**TASK BRIEF:**
Present every line in which the string "page" appears.
——————
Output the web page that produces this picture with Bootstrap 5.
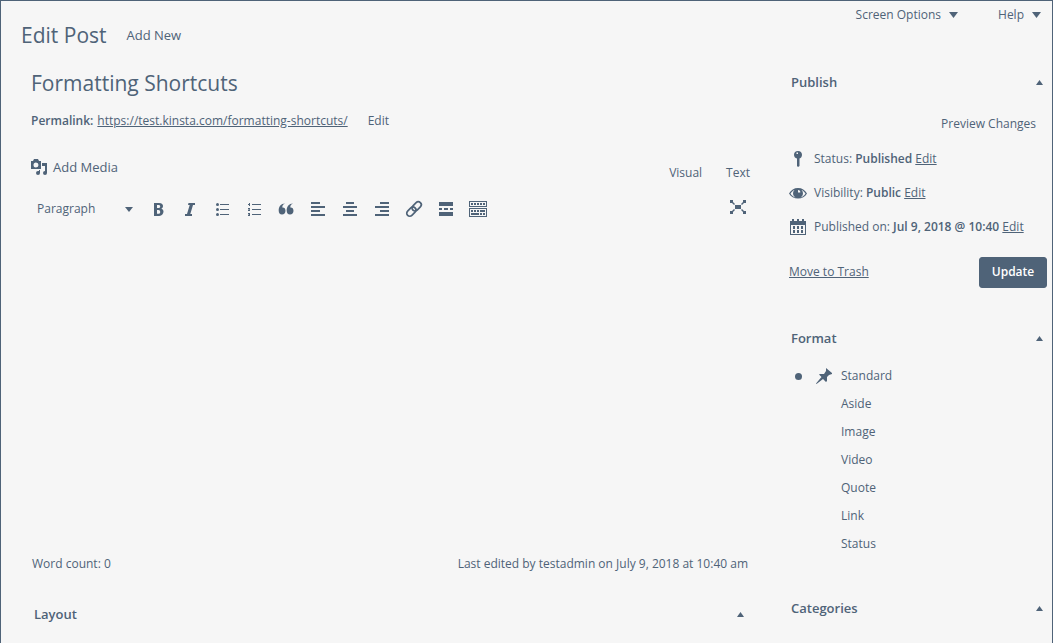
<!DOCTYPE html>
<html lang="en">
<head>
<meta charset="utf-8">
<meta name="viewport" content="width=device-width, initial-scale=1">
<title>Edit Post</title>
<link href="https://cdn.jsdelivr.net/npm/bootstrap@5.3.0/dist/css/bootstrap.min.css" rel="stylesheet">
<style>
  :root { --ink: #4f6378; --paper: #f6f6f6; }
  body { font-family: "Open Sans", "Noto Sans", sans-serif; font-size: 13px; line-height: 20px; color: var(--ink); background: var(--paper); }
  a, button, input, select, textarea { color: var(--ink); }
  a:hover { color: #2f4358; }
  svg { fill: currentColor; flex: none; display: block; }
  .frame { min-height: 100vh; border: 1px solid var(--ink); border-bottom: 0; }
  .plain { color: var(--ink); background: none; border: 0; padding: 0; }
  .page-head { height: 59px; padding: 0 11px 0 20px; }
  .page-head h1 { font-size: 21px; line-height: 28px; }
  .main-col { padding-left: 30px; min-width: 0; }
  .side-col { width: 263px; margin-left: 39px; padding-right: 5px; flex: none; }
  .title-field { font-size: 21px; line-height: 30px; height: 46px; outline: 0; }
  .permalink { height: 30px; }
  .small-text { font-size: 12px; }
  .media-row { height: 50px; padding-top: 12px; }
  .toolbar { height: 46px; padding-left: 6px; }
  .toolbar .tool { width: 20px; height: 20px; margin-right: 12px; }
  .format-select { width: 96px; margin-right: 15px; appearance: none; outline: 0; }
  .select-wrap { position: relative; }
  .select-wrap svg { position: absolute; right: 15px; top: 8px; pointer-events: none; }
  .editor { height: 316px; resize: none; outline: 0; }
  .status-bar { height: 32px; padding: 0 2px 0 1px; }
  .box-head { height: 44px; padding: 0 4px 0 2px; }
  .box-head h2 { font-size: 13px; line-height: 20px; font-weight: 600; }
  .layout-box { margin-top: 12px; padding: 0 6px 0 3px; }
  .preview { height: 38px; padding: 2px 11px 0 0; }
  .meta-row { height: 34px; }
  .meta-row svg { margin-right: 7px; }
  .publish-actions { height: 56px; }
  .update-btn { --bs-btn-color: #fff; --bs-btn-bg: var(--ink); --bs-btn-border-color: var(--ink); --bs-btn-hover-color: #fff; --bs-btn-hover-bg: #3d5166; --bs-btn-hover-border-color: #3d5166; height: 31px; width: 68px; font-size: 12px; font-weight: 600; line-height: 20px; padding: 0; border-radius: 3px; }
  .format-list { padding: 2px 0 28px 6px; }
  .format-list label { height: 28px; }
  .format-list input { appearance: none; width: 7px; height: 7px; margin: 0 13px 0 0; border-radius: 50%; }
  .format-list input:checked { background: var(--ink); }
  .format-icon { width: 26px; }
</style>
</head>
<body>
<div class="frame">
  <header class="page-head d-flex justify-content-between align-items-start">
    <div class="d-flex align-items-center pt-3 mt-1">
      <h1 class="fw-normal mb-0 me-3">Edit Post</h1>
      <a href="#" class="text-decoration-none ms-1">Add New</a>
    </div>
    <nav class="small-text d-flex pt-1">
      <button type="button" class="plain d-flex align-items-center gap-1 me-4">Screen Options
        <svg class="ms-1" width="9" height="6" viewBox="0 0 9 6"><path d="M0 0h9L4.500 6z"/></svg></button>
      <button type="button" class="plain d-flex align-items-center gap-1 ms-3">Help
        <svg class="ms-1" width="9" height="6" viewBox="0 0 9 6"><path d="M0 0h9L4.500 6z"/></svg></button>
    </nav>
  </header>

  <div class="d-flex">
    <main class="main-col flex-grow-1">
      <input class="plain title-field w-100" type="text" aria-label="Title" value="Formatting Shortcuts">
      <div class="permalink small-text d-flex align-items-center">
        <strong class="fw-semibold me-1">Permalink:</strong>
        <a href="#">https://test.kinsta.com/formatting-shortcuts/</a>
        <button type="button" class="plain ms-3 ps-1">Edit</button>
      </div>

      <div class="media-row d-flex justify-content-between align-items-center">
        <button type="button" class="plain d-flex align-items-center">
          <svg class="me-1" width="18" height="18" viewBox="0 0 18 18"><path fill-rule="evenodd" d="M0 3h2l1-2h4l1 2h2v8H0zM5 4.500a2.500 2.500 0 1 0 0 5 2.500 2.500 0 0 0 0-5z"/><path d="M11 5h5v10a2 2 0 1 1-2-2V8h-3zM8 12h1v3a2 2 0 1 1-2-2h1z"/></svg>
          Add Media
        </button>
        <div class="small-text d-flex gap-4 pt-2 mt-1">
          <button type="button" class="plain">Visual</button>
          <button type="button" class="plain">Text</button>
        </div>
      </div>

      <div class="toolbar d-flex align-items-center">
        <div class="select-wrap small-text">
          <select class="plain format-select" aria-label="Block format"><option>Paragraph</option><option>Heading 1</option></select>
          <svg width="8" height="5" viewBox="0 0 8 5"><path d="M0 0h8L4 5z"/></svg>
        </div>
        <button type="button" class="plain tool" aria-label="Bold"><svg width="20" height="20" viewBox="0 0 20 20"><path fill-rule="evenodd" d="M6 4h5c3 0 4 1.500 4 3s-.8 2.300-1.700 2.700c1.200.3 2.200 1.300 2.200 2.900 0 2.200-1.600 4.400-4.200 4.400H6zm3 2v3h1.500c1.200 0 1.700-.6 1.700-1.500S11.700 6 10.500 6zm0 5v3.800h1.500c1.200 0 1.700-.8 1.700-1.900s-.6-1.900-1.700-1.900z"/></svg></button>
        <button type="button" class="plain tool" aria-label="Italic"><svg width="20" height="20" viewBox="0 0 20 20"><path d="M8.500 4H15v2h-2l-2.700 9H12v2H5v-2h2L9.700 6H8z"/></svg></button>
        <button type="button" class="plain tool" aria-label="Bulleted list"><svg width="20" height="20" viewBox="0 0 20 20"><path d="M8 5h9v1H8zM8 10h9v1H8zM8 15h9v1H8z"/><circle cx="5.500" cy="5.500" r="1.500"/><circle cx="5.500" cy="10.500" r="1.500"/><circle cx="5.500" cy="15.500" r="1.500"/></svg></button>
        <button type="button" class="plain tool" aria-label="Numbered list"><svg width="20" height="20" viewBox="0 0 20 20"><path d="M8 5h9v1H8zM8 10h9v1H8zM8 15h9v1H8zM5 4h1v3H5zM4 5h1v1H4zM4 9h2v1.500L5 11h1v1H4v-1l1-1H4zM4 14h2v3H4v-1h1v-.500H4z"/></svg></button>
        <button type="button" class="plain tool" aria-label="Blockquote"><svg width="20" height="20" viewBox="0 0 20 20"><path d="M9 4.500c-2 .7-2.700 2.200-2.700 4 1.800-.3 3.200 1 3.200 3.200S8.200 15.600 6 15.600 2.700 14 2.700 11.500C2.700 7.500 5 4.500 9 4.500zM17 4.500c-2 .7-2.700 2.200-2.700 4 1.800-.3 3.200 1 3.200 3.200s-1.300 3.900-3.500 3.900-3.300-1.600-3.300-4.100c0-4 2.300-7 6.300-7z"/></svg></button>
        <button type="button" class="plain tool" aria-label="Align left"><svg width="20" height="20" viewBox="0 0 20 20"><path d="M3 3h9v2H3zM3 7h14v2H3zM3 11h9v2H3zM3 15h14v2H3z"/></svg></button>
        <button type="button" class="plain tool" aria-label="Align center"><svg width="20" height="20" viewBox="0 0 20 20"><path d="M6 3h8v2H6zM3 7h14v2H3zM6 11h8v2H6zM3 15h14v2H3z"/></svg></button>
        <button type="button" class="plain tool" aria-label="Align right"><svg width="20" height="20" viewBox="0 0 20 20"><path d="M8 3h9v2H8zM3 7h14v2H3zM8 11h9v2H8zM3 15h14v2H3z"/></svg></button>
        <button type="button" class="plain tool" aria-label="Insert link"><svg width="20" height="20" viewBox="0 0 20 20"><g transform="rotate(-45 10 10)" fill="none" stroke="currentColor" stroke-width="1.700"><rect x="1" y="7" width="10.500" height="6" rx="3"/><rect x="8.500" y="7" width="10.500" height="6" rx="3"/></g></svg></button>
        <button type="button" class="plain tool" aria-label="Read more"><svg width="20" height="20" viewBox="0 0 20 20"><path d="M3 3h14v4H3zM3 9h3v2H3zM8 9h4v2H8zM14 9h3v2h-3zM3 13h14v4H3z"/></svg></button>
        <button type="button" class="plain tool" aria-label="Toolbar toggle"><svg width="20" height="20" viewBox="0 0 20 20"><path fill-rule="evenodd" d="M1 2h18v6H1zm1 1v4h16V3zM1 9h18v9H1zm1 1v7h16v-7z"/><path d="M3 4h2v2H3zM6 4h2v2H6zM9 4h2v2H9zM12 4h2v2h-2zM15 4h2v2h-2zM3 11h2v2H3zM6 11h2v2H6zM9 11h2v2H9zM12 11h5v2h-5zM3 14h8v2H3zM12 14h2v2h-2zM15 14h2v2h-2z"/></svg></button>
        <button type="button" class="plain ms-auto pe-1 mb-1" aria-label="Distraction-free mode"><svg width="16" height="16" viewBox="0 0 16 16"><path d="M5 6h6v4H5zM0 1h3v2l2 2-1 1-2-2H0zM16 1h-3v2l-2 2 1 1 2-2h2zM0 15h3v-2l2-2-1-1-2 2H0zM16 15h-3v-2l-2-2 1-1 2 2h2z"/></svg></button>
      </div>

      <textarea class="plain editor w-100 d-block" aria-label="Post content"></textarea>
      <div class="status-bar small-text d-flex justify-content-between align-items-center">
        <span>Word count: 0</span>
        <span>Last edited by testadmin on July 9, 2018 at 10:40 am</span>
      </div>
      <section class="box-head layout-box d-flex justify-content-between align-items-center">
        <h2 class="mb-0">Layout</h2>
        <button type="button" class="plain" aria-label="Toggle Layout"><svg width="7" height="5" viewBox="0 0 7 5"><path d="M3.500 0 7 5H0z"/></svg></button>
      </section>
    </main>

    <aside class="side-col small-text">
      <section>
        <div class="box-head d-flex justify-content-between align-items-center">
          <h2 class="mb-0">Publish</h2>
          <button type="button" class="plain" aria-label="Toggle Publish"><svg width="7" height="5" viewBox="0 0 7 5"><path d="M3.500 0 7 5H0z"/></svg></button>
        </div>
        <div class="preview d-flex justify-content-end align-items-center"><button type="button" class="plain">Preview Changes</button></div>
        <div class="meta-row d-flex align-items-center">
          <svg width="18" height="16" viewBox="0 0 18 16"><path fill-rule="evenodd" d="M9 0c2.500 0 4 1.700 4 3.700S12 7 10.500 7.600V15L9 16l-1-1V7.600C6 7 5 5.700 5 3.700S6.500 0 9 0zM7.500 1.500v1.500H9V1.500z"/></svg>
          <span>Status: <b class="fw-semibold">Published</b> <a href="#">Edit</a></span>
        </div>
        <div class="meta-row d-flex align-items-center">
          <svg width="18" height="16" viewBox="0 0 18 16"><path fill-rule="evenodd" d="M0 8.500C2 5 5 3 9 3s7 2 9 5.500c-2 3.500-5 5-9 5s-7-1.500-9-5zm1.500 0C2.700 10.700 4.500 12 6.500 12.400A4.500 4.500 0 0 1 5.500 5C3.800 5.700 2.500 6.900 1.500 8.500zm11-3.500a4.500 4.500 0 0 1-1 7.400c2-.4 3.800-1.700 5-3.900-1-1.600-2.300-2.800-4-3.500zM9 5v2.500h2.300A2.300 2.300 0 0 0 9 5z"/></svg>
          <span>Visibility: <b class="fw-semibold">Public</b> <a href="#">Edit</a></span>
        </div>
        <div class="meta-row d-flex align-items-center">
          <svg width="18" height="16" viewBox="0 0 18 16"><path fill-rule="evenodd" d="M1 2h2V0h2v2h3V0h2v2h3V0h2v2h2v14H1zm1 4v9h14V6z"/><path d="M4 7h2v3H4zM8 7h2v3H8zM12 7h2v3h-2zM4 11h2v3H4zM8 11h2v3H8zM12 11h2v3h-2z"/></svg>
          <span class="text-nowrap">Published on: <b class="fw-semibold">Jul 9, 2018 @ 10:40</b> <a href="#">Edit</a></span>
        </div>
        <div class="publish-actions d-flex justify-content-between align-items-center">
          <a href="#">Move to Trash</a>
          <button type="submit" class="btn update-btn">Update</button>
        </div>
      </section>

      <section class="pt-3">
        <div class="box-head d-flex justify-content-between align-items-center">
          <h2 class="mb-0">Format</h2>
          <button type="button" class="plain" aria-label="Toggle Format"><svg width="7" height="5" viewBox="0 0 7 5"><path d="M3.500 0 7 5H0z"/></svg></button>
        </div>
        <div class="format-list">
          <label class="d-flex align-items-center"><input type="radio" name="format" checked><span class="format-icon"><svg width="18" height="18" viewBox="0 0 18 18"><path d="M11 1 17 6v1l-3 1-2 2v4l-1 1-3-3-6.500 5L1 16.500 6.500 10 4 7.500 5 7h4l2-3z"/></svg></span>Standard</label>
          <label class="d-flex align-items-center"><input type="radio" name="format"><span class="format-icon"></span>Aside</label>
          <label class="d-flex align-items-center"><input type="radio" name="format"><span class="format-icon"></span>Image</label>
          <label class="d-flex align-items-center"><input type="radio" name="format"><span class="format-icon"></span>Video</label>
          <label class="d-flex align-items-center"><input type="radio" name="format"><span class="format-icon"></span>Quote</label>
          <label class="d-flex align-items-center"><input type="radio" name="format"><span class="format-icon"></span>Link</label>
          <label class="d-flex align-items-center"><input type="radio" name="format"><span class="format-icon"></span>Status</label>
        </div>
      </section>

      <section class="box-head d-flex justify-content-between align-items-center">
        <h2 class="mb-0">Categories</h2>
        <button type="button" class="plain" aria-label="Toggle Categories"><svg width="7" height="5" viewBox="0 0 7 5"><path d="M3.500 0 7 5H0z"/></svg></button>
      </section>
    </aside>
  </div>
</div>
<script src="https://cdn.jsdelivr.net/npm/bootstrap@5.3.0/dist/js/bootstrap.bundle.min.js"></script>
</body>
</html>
——————
**OUTPUT:**
Output the web page that produces this picture with Bootstrap 5.
  .page-head { height: 59px; padding: 0 11px 0 20px; }
  .page-head h1 { font-size: 21px; line-height: 28px; }
  <header class="page-head d-flex justify-content-between align-items-start">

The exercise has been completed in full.